Un an plus tard, soit le 17 mars 2022, SSRS obtient son permis avec 44 conditions, dont plusieurs qui « s’adressent directement aux doléances des voisins : la condition 10 exige de tenir des réunions consultatives en vue de résoudre des conflits avec tous les stakeholders — voisins et autres habitants, pêcheurs, autres usagers — et de fournir des comptes-rendus de réunion à la satisfaction des autorités, avant de démarrer les travaux : la Condition 22 indique que le “groyne” proposé ne sera autorisé qu’à partir du “Low Water Mark” et non le HWM. Et que l’accès du public sur le domaine public — plage et lagon — est une priorité absolue ; la Condition 15 stipule de réaliser une étude du biote marin sur un rayon de 300 mètres autour des brise-lames ainsi qu’une carte de sensibilité avant le positionnement de ces dernières (indiquant par cela que les transects ne sont pas suffisants comme méthodologie). »

Une étude « plus fine » commanditée

Par ailleurs, loin d’avoir remporté la bataille, le monitoring citoyen continue (voir encadré). PML indique que le 30 mars 2022, « le Syndic envoie aux autorités des commentaires à cette liste de conditions, leur demandant de leur communiquer les réponses des Consultants à leurs commentaires au rapport EIA. Il insiste pour que les consultations soient faites avec toutes les parties prenantes, avec préavis adéquat et tenues bien avant le démarrage des travaux. » Les procès-verbaux des réunions consultatives doivent, par ailleurs, être inclus dans la soumission de l’Environmental Monitoring Plan (EMP).

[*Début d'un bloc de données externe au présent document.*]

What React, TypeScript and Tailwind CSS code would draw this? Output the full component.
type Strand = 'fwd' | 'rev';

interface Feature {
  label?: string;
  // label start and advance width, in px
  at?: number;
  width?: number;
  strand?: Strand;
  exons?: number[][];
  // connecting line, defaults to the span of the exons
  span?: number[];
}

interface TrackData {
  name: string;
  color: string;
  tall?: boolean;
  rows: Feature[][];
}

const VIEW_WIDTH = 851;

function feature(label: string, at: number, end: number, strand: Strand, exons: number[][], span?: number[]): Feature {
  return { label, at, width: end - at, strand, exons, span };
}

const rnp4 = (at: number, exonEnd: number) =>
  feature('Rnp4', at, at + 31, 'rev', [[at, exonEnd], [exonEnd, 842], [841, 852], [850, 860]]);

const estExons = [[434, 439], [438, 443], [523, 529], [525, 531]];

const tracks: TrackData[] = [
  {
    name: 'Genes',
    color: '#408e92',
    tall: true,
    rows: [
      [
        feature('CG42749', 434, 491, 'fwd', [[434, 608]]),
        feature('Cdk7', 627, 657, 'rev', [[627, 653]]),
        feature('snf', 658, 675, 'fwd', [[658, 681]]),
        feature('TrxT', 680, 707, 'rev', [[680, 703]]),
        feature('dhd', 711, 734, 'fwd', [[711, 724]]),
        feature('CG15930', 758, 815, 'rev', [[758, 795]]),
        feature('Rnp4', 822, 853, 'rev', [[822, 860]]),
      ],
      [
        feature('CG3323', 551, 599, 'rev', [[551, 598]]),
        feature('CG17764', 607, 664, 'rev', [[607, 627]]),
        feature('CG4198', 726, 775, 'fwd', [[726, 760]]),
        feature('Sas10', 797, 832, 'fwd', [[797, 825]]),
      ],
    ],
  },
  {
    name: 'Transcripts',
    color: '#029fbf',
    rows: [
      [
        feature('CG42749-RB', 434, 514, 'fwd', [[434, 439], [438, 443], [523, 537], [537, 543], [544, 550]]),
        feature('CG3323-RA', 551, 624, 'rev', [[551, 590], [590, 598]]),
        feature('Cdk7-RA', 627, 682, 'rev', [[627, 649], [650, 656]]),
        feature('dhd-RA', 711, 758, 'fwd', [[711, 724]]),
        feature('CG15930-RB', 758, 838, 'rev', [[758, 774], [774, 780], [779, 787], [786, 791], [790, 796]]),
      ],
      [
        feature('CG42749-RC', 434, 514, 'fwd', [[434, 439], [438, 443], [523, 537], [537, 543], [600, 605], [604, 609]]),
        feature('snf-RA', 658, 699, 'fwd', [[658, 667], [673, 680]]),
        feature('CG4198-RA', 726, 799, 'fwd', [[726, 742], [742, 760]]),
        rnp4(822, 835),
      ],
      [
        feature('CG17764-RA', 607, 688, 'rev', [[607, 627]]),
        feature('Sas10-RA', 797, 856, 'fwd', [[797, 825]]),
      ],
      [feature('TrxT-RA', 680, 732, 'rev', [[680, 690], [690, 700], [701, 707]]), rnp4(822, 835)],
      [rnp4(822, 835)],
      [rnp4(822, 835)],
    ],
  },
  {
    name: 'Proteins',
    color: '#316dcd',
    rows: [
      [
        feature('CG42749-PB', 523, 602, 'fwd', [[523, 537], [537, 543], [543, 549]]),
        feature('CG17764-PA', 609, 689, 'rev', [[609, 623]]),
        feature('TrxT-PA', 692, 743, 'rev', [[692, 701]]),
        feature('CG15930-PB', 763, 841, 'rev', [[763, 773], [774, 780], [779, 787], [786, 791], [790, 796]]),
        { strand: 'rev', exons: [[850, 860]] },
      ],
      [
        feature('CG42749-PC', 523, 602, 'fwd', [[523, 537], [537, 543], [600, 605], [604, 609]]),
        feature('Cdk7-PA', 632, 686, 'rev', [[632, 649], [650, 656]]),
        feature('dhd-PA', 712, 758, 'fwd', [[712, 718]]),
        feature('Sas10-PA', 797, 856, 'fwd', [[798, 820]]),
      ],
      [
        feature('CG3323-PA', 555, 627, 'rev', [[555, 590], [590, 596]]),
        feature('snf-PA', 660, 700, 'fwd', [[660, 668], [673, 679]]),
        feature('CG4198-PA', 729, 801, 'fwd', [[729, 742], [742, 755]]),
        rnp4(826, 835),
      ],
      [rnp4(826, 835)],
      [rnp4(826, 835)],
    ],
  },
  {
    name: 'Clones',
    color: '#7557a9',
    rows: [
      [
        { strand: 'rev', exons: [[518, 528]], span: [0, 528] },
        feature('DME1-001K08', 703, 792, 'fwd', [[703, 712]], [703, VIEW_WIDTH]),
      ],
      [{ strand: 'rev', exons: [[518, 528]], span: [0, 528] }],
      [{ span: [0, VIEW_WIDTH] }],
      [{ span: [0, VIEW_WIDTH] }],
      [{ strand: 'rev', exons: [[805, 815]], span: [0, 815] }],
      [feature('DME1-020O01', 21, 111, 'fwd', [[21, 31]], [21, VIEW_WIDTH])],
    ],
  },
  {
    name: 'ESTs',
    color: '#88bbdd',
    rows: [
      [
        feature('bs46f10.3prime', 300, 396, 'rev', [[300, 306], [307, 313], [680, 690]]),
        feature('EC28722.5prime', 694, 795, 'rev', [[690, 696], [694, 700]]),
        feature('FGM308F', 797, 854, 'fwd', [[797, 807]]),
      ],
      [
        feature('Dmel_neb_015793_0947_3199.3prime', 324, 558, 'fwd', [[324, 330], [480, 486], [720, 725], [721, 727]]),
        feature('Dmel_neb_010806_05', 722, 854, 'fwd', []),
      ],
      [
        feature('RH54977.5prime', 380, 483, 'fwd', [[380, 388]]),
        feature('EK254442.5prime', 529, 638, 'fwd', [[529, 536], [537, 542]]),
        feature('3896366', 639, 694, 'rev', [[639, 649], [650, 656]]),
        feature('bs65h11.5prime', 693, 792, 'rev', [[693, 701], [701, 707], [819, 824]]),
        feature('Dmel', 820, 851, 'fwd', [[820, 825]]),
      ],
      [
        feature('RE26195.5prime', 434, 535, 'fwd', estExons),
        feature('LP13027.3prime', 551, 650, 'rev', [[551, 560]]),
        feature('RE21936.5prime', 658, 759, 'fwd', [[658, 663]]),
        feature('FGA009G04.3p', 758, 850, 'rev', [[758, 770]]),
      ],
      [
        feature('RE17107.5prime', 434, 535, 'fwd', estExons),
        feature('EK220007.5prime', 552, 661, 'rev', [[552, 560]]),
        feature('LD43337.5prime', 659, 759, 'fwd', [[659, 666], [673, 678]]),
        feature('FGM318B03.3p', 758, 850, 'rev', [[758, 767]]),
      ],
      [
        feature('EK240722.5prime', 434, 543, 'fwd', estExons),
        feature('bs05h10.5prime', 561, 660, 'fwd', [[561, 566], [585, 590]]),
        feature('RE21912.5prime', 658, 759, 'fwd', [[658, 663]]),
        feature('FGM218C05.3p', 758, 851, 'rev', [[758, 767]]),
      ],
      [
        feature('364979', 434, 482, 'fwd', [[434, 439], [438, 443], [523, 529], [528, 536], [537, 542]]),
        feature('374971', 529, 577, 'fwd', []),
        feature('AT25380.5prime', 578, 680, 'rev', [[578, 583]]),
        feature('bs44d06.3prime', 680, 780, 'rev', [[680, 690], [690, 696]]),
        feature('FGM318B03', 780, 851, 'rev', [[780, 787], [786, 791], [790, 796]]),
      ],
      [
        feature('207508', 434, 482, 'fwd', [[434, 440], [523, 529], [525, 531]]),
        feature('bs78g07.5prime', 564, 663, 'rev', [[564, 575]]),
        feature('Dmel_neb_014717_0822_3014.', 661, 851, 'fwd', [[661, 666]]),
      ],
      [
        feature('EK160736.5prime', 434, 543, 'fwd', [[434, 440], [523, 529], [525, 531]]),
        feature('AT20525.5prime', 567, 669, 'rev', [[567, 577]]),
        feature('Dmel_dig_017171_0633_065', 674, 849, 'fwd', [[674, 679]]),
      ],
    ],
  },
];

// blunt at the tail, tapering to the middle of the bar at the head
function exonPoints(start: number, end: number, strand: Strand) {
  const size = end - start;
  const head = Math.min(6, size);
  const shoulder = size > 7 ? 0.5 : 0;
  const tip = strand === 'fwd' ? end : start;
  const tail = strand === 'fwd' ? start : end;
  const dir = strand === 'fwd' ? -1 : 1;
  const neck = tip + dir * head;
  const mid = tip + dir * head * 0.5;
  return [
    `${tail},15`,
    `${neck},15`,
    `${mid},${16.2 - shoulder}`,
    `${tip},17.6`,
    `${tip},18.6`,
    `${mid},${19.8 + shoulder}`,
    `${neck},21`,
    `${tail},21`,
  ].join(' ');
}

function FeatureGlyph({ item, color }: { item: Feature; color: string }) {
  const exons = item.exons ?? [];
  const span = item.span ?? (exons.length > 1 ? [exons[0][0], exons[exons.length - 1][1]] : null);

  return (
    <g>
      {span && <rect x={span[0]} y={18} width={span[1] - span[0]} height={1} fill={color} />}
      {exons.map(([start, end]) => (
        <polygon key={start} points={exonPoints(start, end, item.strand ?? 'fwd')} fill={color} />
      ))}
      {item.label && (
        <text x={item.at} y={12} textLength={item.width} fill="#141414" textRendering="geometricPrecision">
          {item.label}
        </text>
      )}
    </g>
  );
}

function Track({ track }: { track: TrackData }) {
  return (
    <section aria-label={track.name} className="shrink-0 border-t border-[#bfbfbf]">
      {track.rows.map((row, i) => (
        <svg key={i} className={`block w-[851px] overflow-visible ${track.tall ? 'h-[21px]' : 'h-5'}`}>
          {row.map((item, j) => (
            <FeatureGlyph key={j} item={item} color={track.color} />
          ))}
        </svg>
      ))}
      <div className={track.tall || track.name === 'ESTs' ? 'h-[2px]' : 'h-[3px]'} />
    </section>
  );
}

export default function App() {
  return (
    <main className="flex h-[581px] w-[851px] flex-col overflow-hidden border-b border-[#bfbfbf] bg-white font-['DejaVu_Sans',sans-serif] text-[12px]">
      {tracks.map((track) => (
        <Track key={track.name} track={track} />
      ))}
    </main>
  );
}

Le 27 mai, SSRS convie le Syndic à une « informative meeting », et il est annoncé que les travaux démarreront le 1er juin. Sauf que les résidents ne sont toujours pas satisfaits de la nouvelle configuration des brise-lames suite à la Liste de Conditions du permis EIA, « car les erreurs de départ sont encore là, et donc les risques de destruction de la vie marine toujours présents… » Finalement, « lors d’une site visit le 6 juin, le Syndic apprend que le Consultant a commandité une étude plus fine sur un périmètre de 20 mètres autour des brise-lames. Le biologiste marin qui a réalisé l’étude communique les résultats de l’étude pendant la site visit : 2 brise-lames existants ne devraient pas être déplacés car un se trouve dans une zone hautement sensible, et l’autre dans une zone sensible. Ce qui confirme les inquiétudes des voisins. »

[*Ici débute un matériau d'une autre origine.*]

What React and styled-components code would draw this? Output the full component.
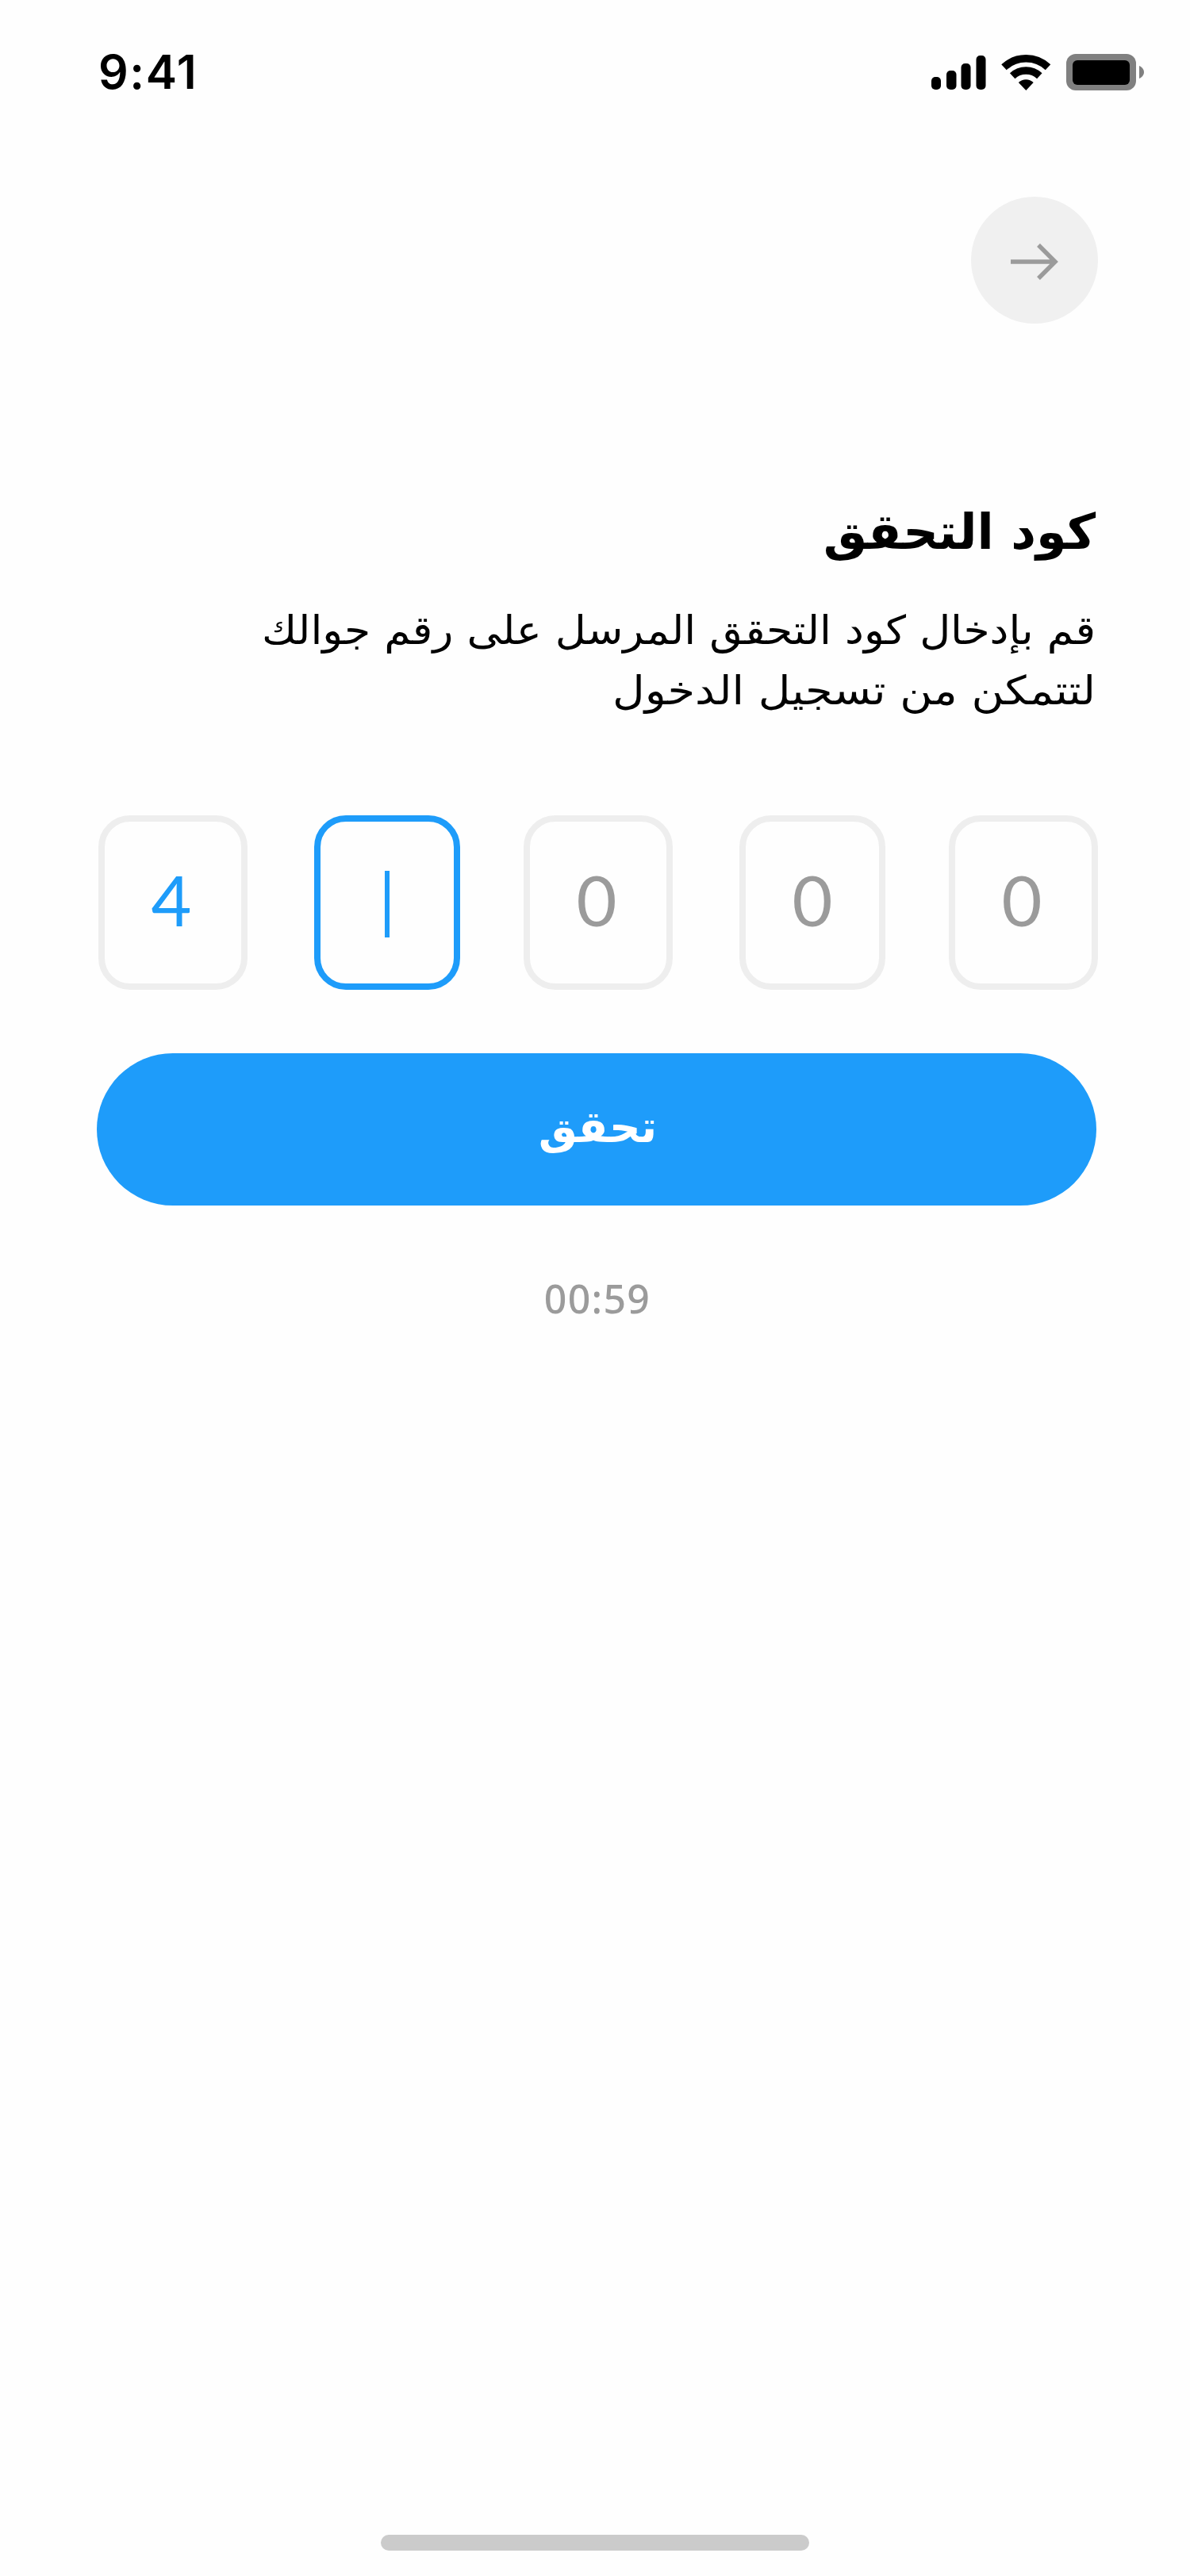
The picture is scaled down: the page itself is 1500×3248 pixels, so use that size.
import React from 'react';
import styled, { createGlobalStyle } from 'styled-components';

const BLUE = '#1e9cfa';

const GlobalStyle = createGlobalStyle`
  * { box-sizing: border-box; }
  body { margin: 0; background: #fefefe; }
`;

const Screen = styled.main`
  width: 1500px;
  height: 3248px;
  display: flex;
  flex-direction: column;
  background: #fefefe;
  color: #000;
  overflow: hidden;
  font-family: 'Noto Sans', 'DejaVu Sans', sans-serif;
`;

const StatusBar = styled.header`
  height: 182px;
  padding: 0 58px 0 124px;
  display: flex;
  justify-content: space-between;
  flex: none;
`;

const Clock = styled.time`
  margin-top: 56px;
  height: 70px;
  font: 570 59px/70px Inter, sans-serif;
  letter-spacing: 1.6px;
`;

const StatusIcons = styled.svg`
  width: 268px;
  height: 46px;
  margin-top: 68px;
  display: block;
`;

const TopBar = styled.nav`
  height: 226px;
  padding: 66px 116px 0 0;
  display: flex;
  justify-content: flex-end;
  flex: none;
`;

const BackButton = styled.button`
  width: 160px;
  height: 160px;
  padding: 0;
  border: 0;
  border-radius: 50%;
  background: #f0f0f0;
`;

const ArrowIcon = styled.svg`
  width: 160px;
  height: 160px;
  display: block;
`;

const Content = styled.section`
  padding: 206px 118px 0 122px;
  display: flex;
  flex-direction: column;
`;

const Title = styled.h1`
  margin: 0;
  height: 120px;
  padding-right: 1px;
  direction: rtl;
  font: 700 62px/114px 'DejaVu Sans', sans-serif;
`;

const Description = styled.p`
  margin: 23px 0 0;
  padding-right: 1px;
  direction: rtl;
  white-space: nowrap;
  font: 400 50px/76px 'DejaVu Sans', sans-serif;
`;

const Line = styled.span`
  display: block;
  transform: scaleX(${(p) => p.$stretch});
  transform-origin: right center;
`;

const CodeRow = styled.div`
  margin: 119px -2px 0 2px;
  display: flex;
`;

const CodeBox = styled.div`
  width: ${(p) => p.$width}px;
  height: 220px;
  margin-right: ${(p) => p.$gap}px;
  padding: ${(p) => (p.$active ? '4px 0 0' : `0 ${p.$width === 184 ? 0 : 4}px 8px 0`)};
  display: flex;
  flex: none;
  align-items: center;
  justify-content: center;
  border: 8px solid ${(p) => (p.$active ? BLUE : '#eeeeee')};
  border-radius: 40px;
  color: ${(p) => (p.$filled ? BLUE : '#9b9b9b')};
  font: 400 88px/120px Lato, sans-serif;
`;

const Caret = styled.i`
  width: 6px;
  height: 84px;
  background: ${BLUE};
`;

const VerifyButton = styled.button`
  width: 1260px;
  height: 192px;
  margin-top: 80px;
  padding: 0 0 6px 3px;
  border: 0;
  border-radius: 96px;
  background: ${BLUE};
  color: #fff;
  direction: rtl;
  font: 700 55px/90px 'DejaVu Sans', sans-serif;
`;

const Timer = styled.div`
  margin-top: 82px;
  padding-left: 2px;
  text-align: center;
  color: #9b9b9b;
  font-size: 50px;
  font-weight: 500;
  letter-spacing: 1.3px;
  line-height: 70px;
`;

const HomeArea = styled.footer`
  margin-top: auto;
  height: 52px;
  display: flex;
  justify-content: center;
`;

const HomeIndicator = styled.div`
  width: 540px;
  height: 20px;
  border-radius: 10px;
  background: #cbcbcb;
`;

const CELLS = [
  { width: 188, gap: 84, value: '4', filled: true },
  { width: 184, gap: 80, active: true },
  { width: 188, gap: 84, value: '0' },
  { width: 184, gap: 80, value: '0' },
  { width: 188, gap: 0, value: '0' },
];

export default function App() {
  return (
    <Screen>
      <GlobalStyle />
      <StatusBar>
        <Clock>9:41</Clock>
        <StatusIcons viewBox="0 0 268 46">
          <rect x="0" y="29" width="12" height="16" rx="5" />
          <rect x="19" y="21" width="12.5" height="24" rx="5" />
          <rect x="37.5" y="12" width="12" height="33" rx="5" />
          <rect x="56.5" y="2" width="12" height="43" rx="5" />
          <g fill="none" stroke="#000" strokeWidth="9.5">
            <path d="M91.5 16.800a40.5 40.5 0 0 1 55.5 0" />
            <path d="M102.2 27.700a25 25 0 0 1 34.1 0" />
          </g>
          <path d="M109.8 36a13.6 13.6 0 0 1 18.9 0L119.3 46z" />
          <rect x="170" y="0" width="88" height="46" rx="12" fill="#808080" />
          <rect x="178" y="8" width="72" height="31" rx="6" />
          <path d="M262 15v16c3-1.200 6-4.300 6-8s-3-6.800-6-8z" fill="#808080" />
        </StatusIcons>
      </StatusBar>
      <TopBar>
        <BackButton aria-label="رجوع">
          <ArrowIcon viewBox="0 0 160 160" fill="none" stroke="#9b9b9b" strokeWidth="5.500">
            <path d="M50 82h57M85 61l21 21-21 21" />
          </ArrowIcon>
        </BackButton>
      </TopBar>
      <Content>
        <Title>كود التحقق</Title>
        <Description>
          <Line $stretch={1.072}>قم بإدخال كود التحقق المرسل على رقم جوالك</Line>
          <Line $stretch={1.118}>لتتمكن من تسجيل الدخول</Line>
        </Description>
        <CodeRow>
          {CELLS.map((cell, i) => (
            <CodeBox
              key={i}
              $width={cell.width}
              $gap={cell.gap}
              $active={cell.active}
              $filled={cell.filled}
            >
              {cell.active ? <Caret /> : cell.value}
            </CodeBox>
          ))}
        </CodeRow>
        <VerifyButton>تحقق</VerifyButton>
        <Timer>00:59</Timer>
      </Content>
      <HomeArea>
        <HomeIndicator />
      </HomeArea>
    </Screen>
  );
}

Si les nouvelles études d’impact sur l’environnement plus approfondies semblent aller dans le sens des résidents, il n’en est pas moins que le risque que les promoteurs ne les considèrent pas est bien réel. « La préoccupation des voisins est alors de savoir si la nouvelle étude a été divulguée aux autorités et si le positionnement des brise-lames a été modifié en fonction de la nouvelle modélisation hydro qui aurait été faite sur la base de cette dernière étude. Le flou persiste sur ces points. Le suivi des travaux en cours par les autorités désignées n’est pas apparent selon les voisins du site, et il ne peut donc pas être établi que les toutes les conditions émises par les autorités sont respectées », souligne PML.